Entretanto, conforme havíamos apontado em nosso jornal anterior, que indicava a possibilidade de uma retomada das lutas no segundo semestre por ocasião das campanhas salariais, a classe trabalhadora brasileira está reagindo. Na terceira semana de setembro os metalúrgicos das montadoras e auto-peças, setor estratégico concentrado no Sudeste, e os trabalhadores dos correios, categoria com mais de 100 mil integrantes no país, entraram em greve. Na semana seguinte, será a vez dos bancários, outra categoria com peso nacional. Ainda resta a campanha salarial dos petroleiros, setor que está no centro das atenções por conta da importância que o pré-sal assumiu na conjuntura.
Essas greves são determinadas por dois aspectos relacionados à crise. Em primeiro lugar, o aumento do grau de exploração, por conta dos ajustes estruturais realizados pela patronal. Tanto as demissões quanto a intensificação do trabalho impõem uma sobrecarga aos trabalhadores que ficaram nas empresas. Em segundo lugar, a retomada da taxa de lucro das empresas e a propaganda maciça do fim da crise faz com que os trabalhadores sintam que podem reivindicar a sua parte na produção de riqueza.
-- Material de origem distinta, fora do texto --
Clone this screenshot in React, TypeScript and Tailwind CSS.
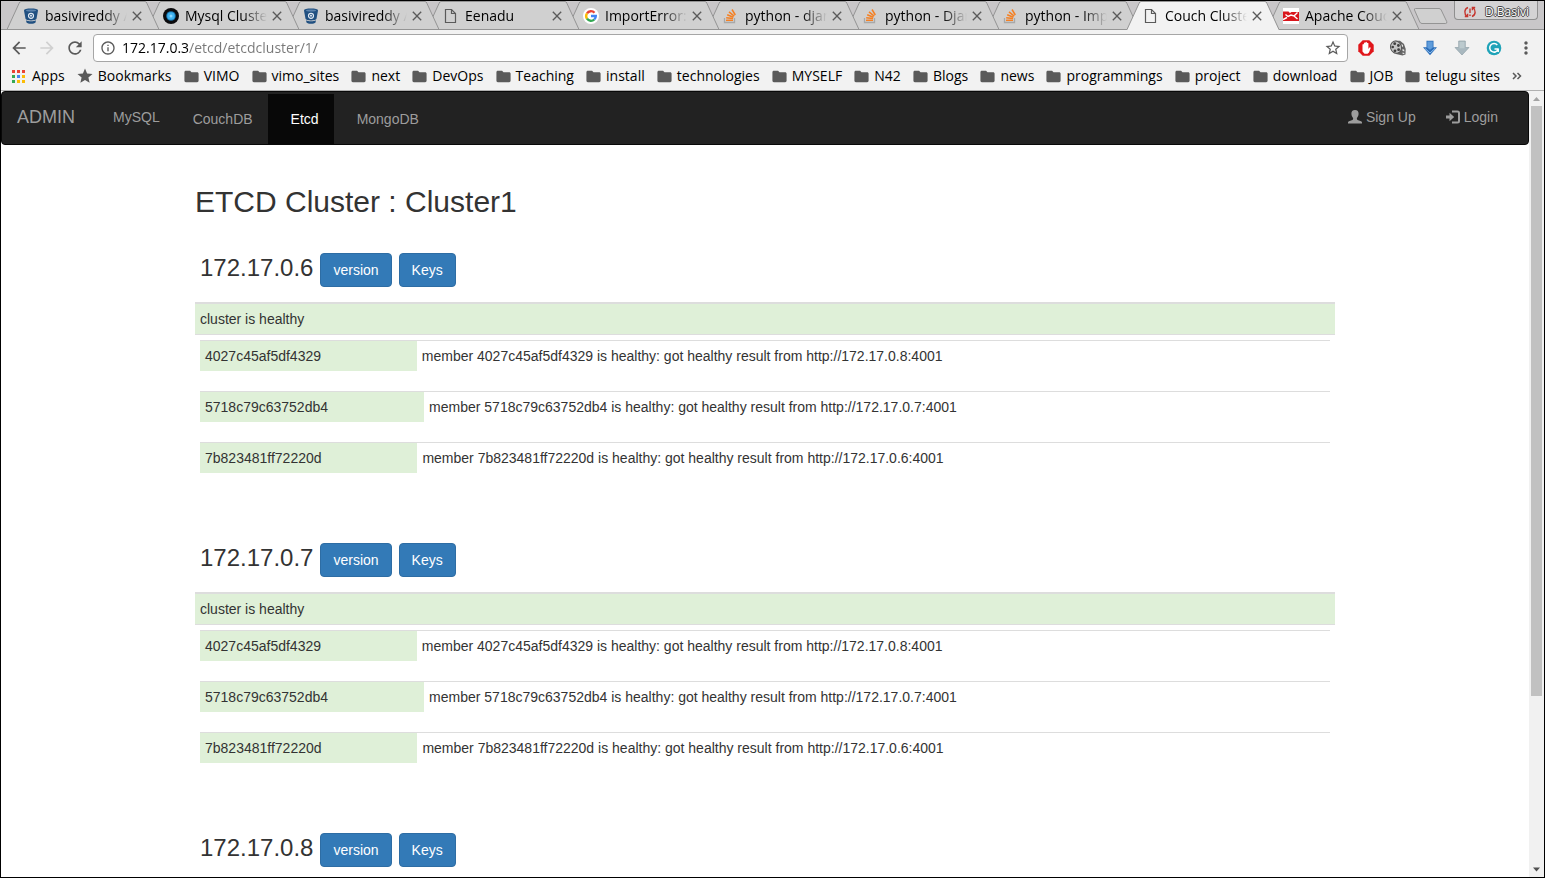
import React from "react";
import {
  MdArrowBack,
  MdArrowForward,
  MdClose,
  MdFolder,
  MdInfoOutline,
  MdMoreVert,
  MdRefresh,
  MdStar,
  MdStarBorder,
} from "react-icons/md";

type IconKind = "bitbucket" | "mysql" | "page" | "google" | "stack" | "couch";

const tabs: { title: string; icon: IconKind; active?: boolean }[] = [
  { title: "basivireddy /", icon: "bitbucket" },
  { title: "Mysql Cluste", icon: "mysql" },
  { title: "basivireddy /", icon: "bitbucket" },
  { title: "Eenadu", icon: "page" },
  { title: "ImportError:", icon: "google" },
  { title: "python - djan", icon: "stack" },
  { title: "python - Djan", icon: "stack" },
  { title: "python - Imp", icon: "stack" },
  { title: "Couch Cluste", icon: "page", active: true },
  { title: "Apache Couc", icon: "couch" },
];

const folders = [
  "VIMO", "vimo_sites", "next", "DevOps", "Teaching", "install", "technologies", "MYSELF",
  "N42", "Blogs", "news", "programmings", "project", "download", "JOB", "telugu sites",
];

const members = [
  { id: "4027c45af5df4329", host: "172.17.0.8" },
  { id: "5718c79c63752db4", host: "172.17.0.7" },
  { id: "7b823481ff72220d", host: "172.17.0.6" },
];

const nodes = ["172.17.0.6", "172.17.0.7", "172.17.0.8"];

function Favicon({ kind }: { kind: IconKind }) {
  switch (kind) {
    case "bitbucket":
      return (
        <svg viewBox="0 0 16 16" className="size-4">
          <path d="M1 2.600C1 1.200 4 .6 8 .6s7 .6 7 2l-1.500 8.200c-.4 1-2.600 1.600-5.500 1.600S2.900 11.800 2.500 10.800z" fill="#205081" />
          <ellipse cx="8" cy="2.500" rx="5" ry="1" fill="#5d84ad" />
          <path d="M3 12.200c1.200.8 3 1.100 5 1.100s3.800-.3 5-1.100l-.5 2.300c-.7.9-2.500 1.300-4.500 1.300s-3.800-.4-4.500-1.300z" fill="#205081" />
          <circle cx="8" cy="7.800" r="2.500" fill="none" stroke="#dfe8f2" strokeWidth="1.200" />
          <circle cx="8" cy="7.800" r="1" fill="#dfe8f2" />
        </svg>
      );
    case "mysql":
      return (
        <svg viewBox="0 0 16 16" className="size-4">
          <circle cx="8" cy="8" r="8" fill="#0b0b0d" />
          <circle cx="8" cy="8" r="4.800" fill="#1a75ad" />
          <circle cx="8" cy="8" r="3.800" fill="#3fb2f0" />
          <circle cx="8" cy="8" r="1.500" fill="#8ad8ff" />
        </svg>
      );
    case "page":
      return (
        <svg viewBox="0 0 16 16" className="size-4" fill="none" stroke="#5a5a5a" strokeWidth="1.200">
          <path d="M2.500 1.500h6L12.500 5.500v9h-10z" />
          <path d="M8.500 1.500v4h4" />
        </svg>
      );
    case "google":
      return (
        <svg viewBox="0 0 16 16" className="size-4">
          <circle cx="8" cy="8" r="8" fill="#fff" />
          <g fill="none" strokeWidth="2.400">
            <path d="M4 5.300A4.800 4.800 0 0 1 11.500 4.700" stroke="#ea4335" />
            <path d="M4 10.700A4.800 4.800 0 0 1 4 5.300" stroke="#fbbc05" />
            <path d="M11.300 11.500A4.800 4.800 0 0 1 4 10.700" stroke="#34a853" />
            <path d="M8 8h4.800a4.800 4.800 0 0 1-1.500 3.500" stroke="#4285f4" />
          </g>
        </svg>
      );
    case "stack":
      return (
        <svg viewBox="0 0 16 16" className="size-4" fill="none">
          <path d="M1.500 10v4.500h10V10" stroke="#a8a8a8" strokeWidth="1.300" />
          <g stroke="#f48024" strokeWidth="1.500">
            <path d="M3 12.300h7" />
            <path d="M3.200 9.700l6.900.9" />
            <path d="M4.200 6.800l6.200 2.500" />
            <path d="M6 3.900l5.200 4.200" />
            <path d="M9 1.500l3.300 5.500" />
          </g>
        </svg>
      );
    default:
      return (
        <svg viewBox="0 0 16 16" className="size-4">
          <path d="M0 0h16v16H0z" fill="#fff" />
          <path d="M0 3.500h5.500l1.500 1.500 1.500-1H16V13H0z" fill="#d9161c" />
          <path d="M2.500 6.500l2.500 2 3-1.500 3 1 3.500-3.500M0 11.500l4-2M11 8l3.500 3" stroke="#fff" strokeWidth="1.400" fill="none" />
        </svg>
      );
  }
}

function Tab({ title, icon, active, order }: { title: string; icon: IconKind; active?: boolean; order: number }) {
  return (
    <div className="relative -ml-3 h-[29px] w-[152px]" style={{ zIndex: order }}>
      <svg viewBox="0 0 152 29" preserveAspectRatio="none" className="absolute inset-0 size-full">
        <path d="M0 29L12 2.500Q12.500 1 14 1H138Q139.500 1 140 2.500L152 29z" fill={active ? "#f2f2f2" : "#d0d0d0"} />
        <path
          d={active
            ? "M0 28.500L12 2.500Q12.500.5 14 .5H138Q139.500.5 140 2.500L152 28.500"
            : "M0 28.500L12 2.500Q12.500.5 14 .5H138Q139.500.5 140 2.500L152 28.500z"}
          fill="none"
          stroke="#949494"
        />
      </svg>
      <div className="relative flex h-full items-center pr-3.5 pl-4">
        <Favicon kind={icon} />
        <span className="ml-1.5 min-w-0 flex-1 overflow-hidden text-sm leading-5 whitespace-nowrap [mask-image:linear-gradient(to_right,#000_70%,transparent)]">
          {title}
        </span>
        <button type="button" aria-label="Close tab" className="ml-0.5 text-[#5a5a5a]">
          <MdClose className="size-4" />
        </button>
      </div>
    </div>
  );
}

function TabStrip() {
  return (
    <div className="flex h-[29px] items-start bg-[#c9c7c9] pl-[18px] shadow-[inset_0_-1px_0_#949494]">
      {tabs.map((tab, i) => (
        <Tab key={i} {...tab} order={tab.active ? 20 : tabs.length - i} />
      ))}
      <button type="button" aria-label="New tab" className="mt-1.5 -ml-1.5">
        <svg viewBox="0 0 36 18" className="h-[18px] w-9">
          <path d="M2.500 1.500H26q1.500 0 2.200 1.500l5.500 11.500q.6 2-1 2H9q-1.500 0-2.200-1.500L1.500 3q-.5-1.500 1-1.500z" fill="#d0d0d0" stroke="#949494" />
        </svg>
      </button>
      <button
        type="button"
        className="mr-1.5 ml-auto flex h-[19px] items-center gap-2 rounded-b border border-t-0 border-[#8f8f8f] bg-[#d4d3d4] px-2 pt-1 text-xs leading-4"
      >
        <svg viewBox="0 0 14 14" className="size-3.5" fill="none" stroke="#c5362e" strokeWidth="1.400">
          <path d="M5 2.500C1 4 1 9 4 11.500M1.800 11.500H4.600V8.800M9 11.500c4-1.500 4-6.500 1-9M12.200 2.500H9.400v2.700M7 3.500v4.500M7 9.500V11" />
        </svg>
        <span className="text-white [text-shadow:1px_0_#444,-1px_0_#444,0_1px_#444,0_-1px_#444]">D.Basivi</span>
      </button>
    </div>
  );
}

function Extensions() {
  return (
    <div className="flex items-center gap-4">
      <button type="button" aria-label="Ad blocker">
        <svg viewBox="0 0 16 16" className="size-4">
          <path d="M4.700.3h6.600l4.400 4.400v6.600l-4.400 4.400H4.700L.3 11.300V4.700z" fill="#e0161b" />
          <path d="M4.500 8V4.500q.8-1 1.400 0V3q.8-1 1.500 0v-.7q.8-.9 1.500 0V3.200q.8-.9 1.500 0V9l1-1.500q1-.5 1.300.4L11 12.500l-1.500 1.200h-3L4.500 11.500z" fill="#fff" />
        </svg>
      </button>
      <button type="button" aria-label="Video downloader">
        <svg viewBox="0 0 16 16" className="size-4">
          <path d="M5 .8h5l4 3.200 1.700 5-.2 5.500-3 1L6 14z" fill="#666" />
          <path d="M11.500 4l1.500 1v2l-1.500-.8zM12.500 9l1.800.8v1.700l-1.800-.8zM12.500 12.500l1.800.6v1.200l-1.800-.5z" fill="#e4e4e4" />
          <ellipse cx="6" cy="7.200" rx="5.400" ry="6.200" fill="#c4c4c4" stroke="#555" transform="rotate(-18 6 7.200)" />
          <g fill="#3e3e3e">
            <circle cx="4.700" cy="3.700" r="1.400" />
            <circle cx="2.700" cy="7" r="1.300" />
            <circle cx="8.400" cy="5.500" r="1.400" />
            <circle cx="5" cy="10.800" r="1.400" />
            <circle cx="8.600" cy="9.700" r="1.400" />
          </g>
        </svg>
      </button>
      <button type="button" aria-label="Download">
        <svg viewBox="0 0 16 16" className="size-4">
          <path d="M4.500.8h7v6.500H15L8 15.200 1 7.300h3.500z" fill="#2b6db8" />
          <path d="M5.300 1.500h5.400v6.300l-2.700 2-2.700-2z" fill="#5f9cdb" />
          <path d="M3 8.500l5 4.500 5-4.500" stroke="#8fc0ee" fill="none" />
        </svg>
      </button>
      <button type="button" aria-label="Download all">
        <svg viewBox="0 0 16 16" className="size-4">
          <path d="M4.700 1h6.600v6.500H15L8 15 1 7.500h3.700z" fill="#a9b8bf" stroke="#8fa0a8" strokeWidth=".7" />
          <path d="M5.500 1.800h5v6.500h-5z" fill="#bccace" />
        </svg>
      </button>
      <button type="button" aria-label="Grammar checker">
        <svg viewBox="0 0 16 16" className="size-4">
          <circle cx="8" cy="8" r="7.300" fill="#1fa3b8" />
          <path d="M11.300 5A4.300 4.300 0 1 0 12 9.500M8.500 9H12.500M12.200 8.500v3.500" stroke="#fff" strokeWidth="1.500" fill="none" />
        </svg>
      </button>
      <button type="button" aria-label="Menu" className="-ml-0.5 text-[#5a5a5a]">
        <MdMoreVert className="size-5" />
      </button>
    </div>
  );
}

function Toolbar() {
  return (
    <div className="flex h-9 items-center pr-2 pl-2 text-[#5a5a5a]">
      <button type="button" aria-label="Back"><MdArrowBack className="size-5" /></button>
      <button type="button" aria-label="Forward" className="ml-2 text-[#d0d0d0]"><MdArrowForward className="size-5" /></button>
      <button type="button" aria-label="Reload" className="ml-2"><MdRefresh className="size-5" /></button>
      <div className="mr-2.5 ml-2 flex h-7 min-w-0 flex-1 items-center rounded-sm border border-[#a6a6a6] bg-white pr-[5px] pl-1.5">
        <MdInfoOutline className="size-4" />
        <input
          type="text"
          aria-label="Address"
          defaultValue="172.17.0.3/etcd/etcdcluster/1/"
          className="ml-1.5 min-w-0 flex-1 bg-[linear-gradient(to_right,#000_66px,#777_66px)] bg-clip-text text-sm leading-5 text-transparent outline-none"
        />
        <button type="button" aria-label="Bookmark this page"><MdStarBorder className="size-[18px]" /></button>
      </div>
      <Extensions />
    </div>
  );
}

function BookmarksBar() {
  const dots = ["#ea4335", "#ea4335", "#ea4335", "#34a853", "#4285f4", "#fbbc05", "#34a853", "#fbbc05", "#fbbc05"];
  return (
    <nav aria-label="Bookmarks" className="flex h-6 items-center pr-[22px] pb-1 pl-2.5 text-sm leading-5 whitespace-nowrap">
      <div className="flex min-w-0 flex-1 items-center justify-between">
        <a href="#apps" className="flex items-center gap-1.5">
          <svg viewBox="0 0 15 15" className="size-[15px]">
            {dots.map((color, i) => (
              <rect key={i} x={1 + (i % 3) * 5} y={1 + Math.floor(i / 3) * 5} width="3" height="3" fill={color} />
            ))}
          </svg>
          Apps
        </a>
        <a href="#bookmarks" className="flex items-center gap-1">
          <MdStar className="size-[18px] text-[#5a5a5a]" />
          Bookmarks
        </a>
        {folders.map((name) => (
          <a key={name} href={"#" + name} className="flex items-center gap-1">
            <MdFolder className="size-[17px] text-[#5a5a5a]" />
            {name}
          </a>
        ))}
      </div>
      <button type="button" aria-label="More bookmarks" className="ml-3 text-[#5a5a5a]">
        <svg viewBox="0 0 10 10" className="size-2.5" fill="none" stroke="currentColor" strokeWidth="1.500">
          <path d="M1 2l3 3-3 3M5.500 2l3 3-3 3" />
        </svg>
      </button>
    </nav>
  );
}

function Navbar() {
  return (
    <nav className="flex h-[54px] items-start rounded border border-[#080808] bg-[#222] text-sm leading-5 text-[#9d9d9d]">
      <a href="#admin" className="p-[15px] text-lg leading-5">ADMIN</a>
      <a href="#mysql" className="py-[15px] pl-[23px]">MySQL</a>
      <div className="ml-2.5 flex pt-0.5">
        <a href="#couchdb" className="py-[15px] pr-[15px] pl-[23px]">CouchDB</a>
        <a href="#etcd" className="bg-[#080808] py-[15px] pr-[15px] pl-[23px] text-white">Etcd</a>
        <a href="#mongodb" className="py-[15px] pr-[15px] pl-[23px]">MongoDB</a>
      </div>
      <div className="mr-[15px] ml-auto flex">
        <a href="#signup" className="flex items-center gap-1 p-[15px]">
          <svg viewBox="0 0 14 14" className="size-3.5" fill="currentColor">
            <path d="M7 0C9.500 0 10.700 1.500 10.600 3.700 10.500 5.800 9.700 7.100 8.900 8v1.100c0 .5.300.8.700 1L13 11.200c.7.300 1 .7 1 1.400v.9H0V12.600c0-.7.3-1.100 1-1.400l3.400-1.100c.4-.2.700-.5.700-1V8C4.300 7.100 3.500 5.800 3.400 3.700 3.300 1.500 4.500 0 7 0z" />
          </svg>
          Sign Up
        </a>
        <a href="#login" className="flex items-center gap-1 p-[15px]">
          <svg viewBox="0 0 14 14" className="size-3.5">
            <path d="M0 5.500h3.500V2.800L8.200 7l-4.700 4.200V8.500H0z" fill="currentColor" />
            <path d="M6 1.500h5.500q1.500 0 1.500 1.500v8q0 1.500-1.500 1.500H6" fill="none" stroke="currentColor" strokeWidth="2" />
          </svg>
          Login
        </a>
      </div>
    </nav>
  );
}

function ClusterNode({ ip }: { ip: string }) {
  const button = "h-[34px] rounded border border-[#2e6da4] bg-[#337ab7] px-3 text-sm leading-5 text-white";
  return (
    <section className="mb-[45px]">
      <div className="flex items-start gap-[7px] pl-[5px]">
        <h3 className="text-2xl leading-[30px]">{ip}</h3>
        <button type="button" className={button}>version</button>
        <button type="button" className={button}>Keys</button>
      </div>
      <p className="mt-[15px] border-t-2 border-b border-[#ddd] bg-[#dff0d8] p-[5px]">cluster is healthy</p>
      <div className="p-[5px]">
        {members.map((m) => (
          <table key={m.id} className="mb-5 w-full border-collapse">
            <tbody>
              <tr className="border-t border-[#ddd]">
                <td className="bg-[#dff0d8] p-[5px]">{m.id}</td>
                <td className="p-[5px]">
                  member {m.id} is healthy: got healthy result from http://{m.host}:4001
                </td>
              </tr>
            </tbody>
          </table>
        ))}
      </div>
    </section>
  );
}

function Scrollbar() {
  return (
    <div aria-hidden="true" className="flex w-[15px] shrink-0 flex-col items-center bg-[#f1f1f1]">
      <svg viewBox="0 0 15 15" className="size-[15px] shrink-0"><path d="M4 10l3.500-4L11 10z" fill="#a3a3a3" /></svg>
      <div className="h-[590px] w-[11px] bg-[#c1c1c1]" />
      <svg viewBox="0 0 15 15" className="mt-auto size-[15px] shrink-0"><path d="M4 5.500l3.500 4L11 5.500z" fill="#505050" /></svg>
    </div>
  );
}

export default function App() {
  return (
    <div className="flex h-screen flex-col overflow-hidden border border-black bg-white">
      <header className="shrink-0 border-b border-[#b0b0b0] bg-[#f2f2f2] font-['Open_Sans','Noto_Sans',sans-serif] text-black">
        <TabStrip />
        <Toolbar />
        <BookmarksBar />
      </header>
      <div className="flex min-h-0 flex-1 font-['Liberation_Sans',Arial,sans-serif] text-sm leading-5 text-[#333]">
        <div className="min-w-0 flex-1 overflow-hidden">
          <Navbar />
          <main className="mx-auto mt-10 max-w-[1140px]">
            <h2 className="mb-[35px] text-3xl leading-[33px]">ETCD Cluster : Cluster1</h2>
            {nodes.map((ip) => (
              <ClusterNode key={ip} ip={ip} />
            ))}
          </main>
        </div>
        <Scrollbar />
      </div>
    </div>
  );
}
No atual momento as greves tem limites importantes, como o fato de serem obrigadas a lutar contra as direções da CUT e satélites, além da própria patronal e do governo. E também o fato de que o nível de consciência dos trabalhadores ainda não alcança uma compreensão abragente da situação, uma visão da crise do capitalismo no Brasil e no mundo. A tarefa dos militantes classistas é participar e apoiar todas as lutas que surgirem, fortalecendo as alternativas anti-burocráticas de organização, ajudando os trabalhadores a perceber que é possível lutar, e que é necessário lutar, e também apontando uma perspectiva ideológica oposta à da burguesia e do Estado. Cabe à nossa classe se organizar para construir uma alternativa societária ao capitalismo e suas crises, sua miséria, guerras e barbárie, uma alternativa socialista.